[Exercise task]:
Every entry below should be transcribed exactly; pictures stay out of the copy.

[Rows from a dataset of pages and code]:
[BEGIN]

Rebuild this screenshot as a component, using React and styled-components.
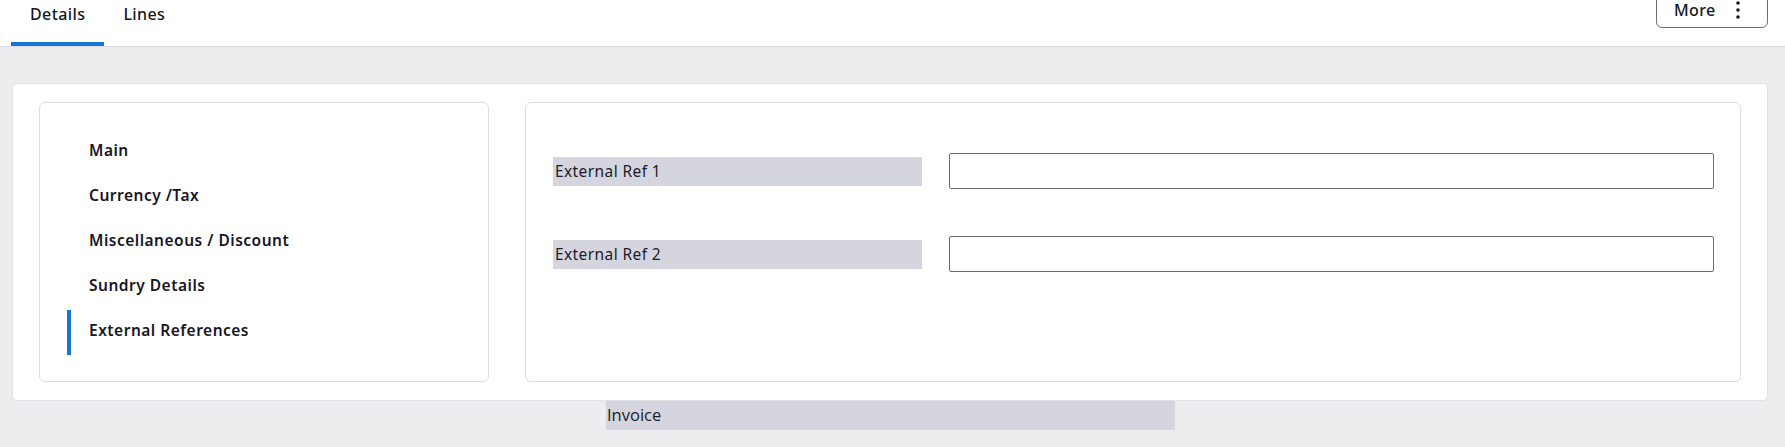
import React from "react";
import styled, { createGlobalStyle } from "styled-components";

const GlobalStyle = createGlobalStyle`
  html, body {
    margin: 0;
    padding: 0;
    background: #ededf0;
    font-family: "Noto Sans", "Open Sans", sans-serif;
    color: #1c1c28;
    overflow: hidden;
  }
`;

const Page = styled.div`
  width: 1785px;
  height: 447px;
  background: #ededf0;
`;

const TopBar = styled.div`
  display: flex;
  justify-content: space-between;
  align-items: flex-start;
  height: 46px;
  padding-left: 11px;
  padding-right: 17px;
  background: #ffffff;
  border-bottom: 1px solid #d8d8de;
`;

const Tabs = styled.div`
  display: flex;
`;

const Tab = styled.div`
  box-sizing: border-box;
  height: 46px;
  padding: 3px 19px 0;
  font-size: 16px;
  font-weight: 500;
  letter-spacing: 0.4px;
  line-height: 22px;
  color: #16161f;
  border-bottom: 4px solid ${(p) => (p.active ? "#1a74d2" : "transparent")};
`;

const MoreButton = styled.button`
  display: flex;
  align-items: center;
  gap: 20px;
  box-sizing: border-box;
  height: 36px;
  width: 112px;
  margin-top: -8px;
  padding: 0 0 0 17px;
  background: #ffffff;
  border: 1px solid #6b6b7b;
  border-radius: 6px;
  font-family: "Noto Sans", sans-serif;
  font-size: 16px;
  font-weight: 500;
  letter-spacing: 0.4px;
  color: #16161f;
`;

const Body = styled.div`
  padding: 36px 17px 0 12px;
`;

const Card = styled.div`
  display: flex;
  gap: 36px;
  padding: 18px 26px 18px 26px;
  background: #ffffff;
  border: 1px solid #e2e2e6;
  border-radius: 5px;
`;

const Panel = styled.div`
  box-sizing: border-box;
  height: 280px;
  border: 1px solid #dcdce1;
  border-radius: 6px;
  background: #ffffff;
`;

const NavPanel = styled(Panel)`
  width: 450px;
  flex-shrink: 0;
  padding: 27px 0 0 27px;
`;

const FormPanel = styled(Panel)`
  flex: 1;
  padding: 50px 26px 0 27px;
  display: flex;
  flex-direction: column;
  gap: 47px;
`;

const NavItem = styled.div`
  box-sizing: border-box;
  display: flex;
  align-items: center;
  height: 45px;
  padding-left: 18px;
  padding-bottom: 5px;
  border-left: 4px solid ${(p) => (p.active ? "#1a74d2" : "transparent")};
  font-size: 15.5px;
  font-weight: 600;
  letter-spacing: 0.5px;
  color: #16161f;
`;

const Row = styled.div`
  display: grid;
  grid-template-columns: 369px 1fr;
  column-gap: 27px;
  align-items: center;
`;

const Label = styled.div`
  height: 29px;
  line-height: 29px;
  padding-left: 2px;
  background: #d5d5df;
  font-size: 15.5px;
  letter-spacing: 0.4px;
  color: #1c1c28;
`;

const Input = styled.input`
  box-sizing: border-box;
  height: 36px;
  width: 100%;
  border: 1px solid #6b6b7b;
  border-radius: 2px;
  background: #ffffff;
`;

const Footer = styled.div`
  padding-left: 594px;
`;

const FooterLabel = styled(Label)`
  width: 568px;
  padding-left: 1px;
  line-height: 27px;
  font-size: 16.5px;
  letter-spacing: 0;
  font-family: "Open Sans", sans-serif;
`;

const DotsIcon = () => (
  <svg width="4" height="18" viewBox="0 0 4 18">
    <circle cx="2" cy="2" r="1.8" fill="#16161f" />
    <circle cx="2" cy="9" r="1.8" fill="#16161f" />
    <circle cx="2" cy="16" r="1.8" fill="#16161f" />
  </svg>
);

const NAV = [
  "Main",
  "Currency /Tax",
  "Miscellaneous / Discount",
  "Sundry Details",
  "External References",
];

const App = () => {
  return (
    <Page>
      <GlobalStyle />
      <TopBar>
        <Tabs>
          <Tab active>Details</Tab>
          <Tab>Lines</Tab>
        </Tabs>
        <MoreButton>
          More <DotsIcon />
        </MoreButton>
      </TopBar>
      <Body>
        <Card>
          <NavPanel>
            {NAV.map((item, index) => (
              <NavItem key={index} active={index === NAV.length - 1}>
                {item}
              </NavItem>
            ))}
          </NavPanel>
          <FormPanel>
            <Row>
              <Label>External Ref 1</Label>
              <Input />
            </Row>
            <Row>
              <Label>External Ref 2</Label>
              <Input />
            </Row>
          </FormPanel>
        </Card>
        <Footer>
          <FooterLabel>Invoice</FooterLabel>
        </Footer>
      </Body>
    </Page>
  );
};

export default App;
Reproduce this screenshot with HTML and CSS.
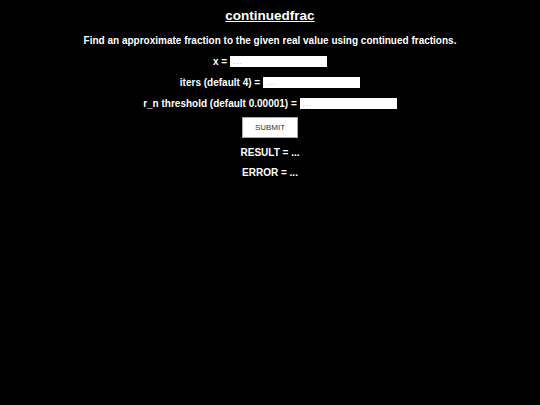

[END]

[In response]:
Rebuild this screenshot as a component, using React and styled-components.
import React from "react";
import styled, { createGlobalStyle } from "styled-components";

const GlobalStyle = createGlobalStyle`
  html, body {
    margin: 0;
    padding: 0;
    background: #ededf0;
    font-family: "Noto Sans", "Open Sans", sans-serif;
    color: #1c1c28;
    overflow: hidden;
  }
`;

const Page = styled.div`
  width: 1785px;
  height: 447px;
  background: #ededf0;
`;

const TopBar = styled.div`
  display: flex;
  justify-content: space-between;
  align-items: flex-start;
  height: 46px;
  padding-left: 11px;
  padding-right: 17px;
  background: #ffffff;
  border-bottom: 1px solid #d8d8de;
`;

const Tabs = styled.div`
  display: flex;
`;

const Tab = styled.div`
  box-sizing: border-box;
  height: 46px;
  padding: 3px 19px 0;
  font-size: 16px;
  font-weight: 500;
  letter-spacing: 0.4px;
  line-height: 22px;
  color: #16161f;
  border-bottom: 4px solid ${(p) => (p.active ? "#1a74d2" : "transparent")};
`;

const MoreButton = styled.button`
  display: flex;
  align-items: center;
  gap: 20px;
  box-sizing: border-box;
  height: 36px;
  width: 112px;
  margin-top: -8px;
  padding: 0 0 0 17px;
  background: #ffffff;
  border: 1px solid #6b6b7b;
  border-radius: 6px;
  font-family: "Noto Sans", sans-serif;
  font-size: 16px;
  font-weight: 500;
  letter-spacing: 0.4px;
  color: #16161f;
`;

const Body = styled.div`
  padding: 36px 17px 0 12px;
`;

const Card = styled.div`
  display: flex;
  gap: 36px;
  padding: 18px 26px 18px 26px;
  background: #ffffff;
  border: 1px solid #e2e2e6;
  border-radius: 5px;
`;

const Panel = styled.div`
  box-sizing: border-box;
  height: 280px;
  border: 1px solid #dcdce1;
  border-radius: 6px;
  background: #ffffff;
`;

const NavPanel = styled(Panel)`
  width: 450px;
  flex-shrink: 0;
  padding: 27px 0 0 27px;
`;

const FormPanel = styled(Panel)`
  flex: 1;
  padding: 50px 26px 0 27px;
  display: flex;
  flex-direction: column;
  gap: 47px;
`;

const NavItem = styled.div`
  box-sizing: border-box;
  display: flex;
  align-items: center;
  height: 45px;
  padding-left: 18px;
  padding-bottom: 5px;
  border-left: 4px solid ${(p) => (p.active ? "#1a74d2" : "transparent")};
  font-size: 15.5px;
  font-weight: 600;
  letter-spacing: 0.5px;
  color: #16161f;
`;

const Row = styled.div`
  display: grid;
  grid-template-columns: 369px 1fr;
  column-gap: 27px;
  align-items: center;
`;

const Label = styled.div`
  height: 29px;
  line-height: 29px;
  padding-left: 2px;
  background: #d5d5df;
  font-size: 15.5px;
  letter-spacing: 0.4px;
  color: #1c1c28;
`;

const Input = styled.input`
  box-sizing: border-box;
  height: 36px;
  width: 100%;
  border: 1px solid #6b6b7b;
  border-radius: 2px;
  background: #ffffff;
`;

const Footer = styled.div`
  padding-left: 594px;
`;

const FooterLabel = styled(Label)`
  width: 568px;
  padding-left: 1px;
  line-height: 27px;
  font-size: 16.5px;
  letter-spacing: 0;
  font-family: "Open Sans", sans-serif;
`;

const DotsIcon = () => (
  <svg width="4" height="18" viewBox="0 0 4 18">
    <circle cx="2" cy="2" r="1.8" fill="#16161f" />
    <circle cx="2" cy="9" r="1.8" fill="#16161f" />
    <circle cx="2" cy="16" r="1.8" fill="#16161f" />
  </svg>
);

const NAV = [
  "Main",
  "Currency /Tax",
  "Miscellaneous / Discount",
  "Sundry Details",
  "External References",
];

const App = () => {
  return (
    <Page>
      <GlobalStyle />
      <TopBar>
        <Tabs>
          <Tab active>Details</Tab>
          <Tab>Lines</Tab>
        </Tabs>
        <MoreButton>
          More <DotsIcon />
        </MoreButton>
      </TopBar>
      <Body>
        <Card>
          <NavPanel>
            {NAV.map((item, index) => (
              <NavItem key={index} active={index === NAV.length - 1}>
                {item}
              </NavItem>
            ))}
          </NavPanel>
          <FormPanel>
            <Row>
              <Label>External Ref 1</Label>
              <Input />
            </Row>
            <Row>
              <Label>External Ref 2</Label>
              <Input />
            </Row>
          </FormPanel>
        </Card>
        <Footer>
          <FooterLabel>Invoice</FooterLabel>
        </Footer>
      </Body>
    </Page>
  );
};

export default App;
Reproduce this screenshot with HTML and CSS.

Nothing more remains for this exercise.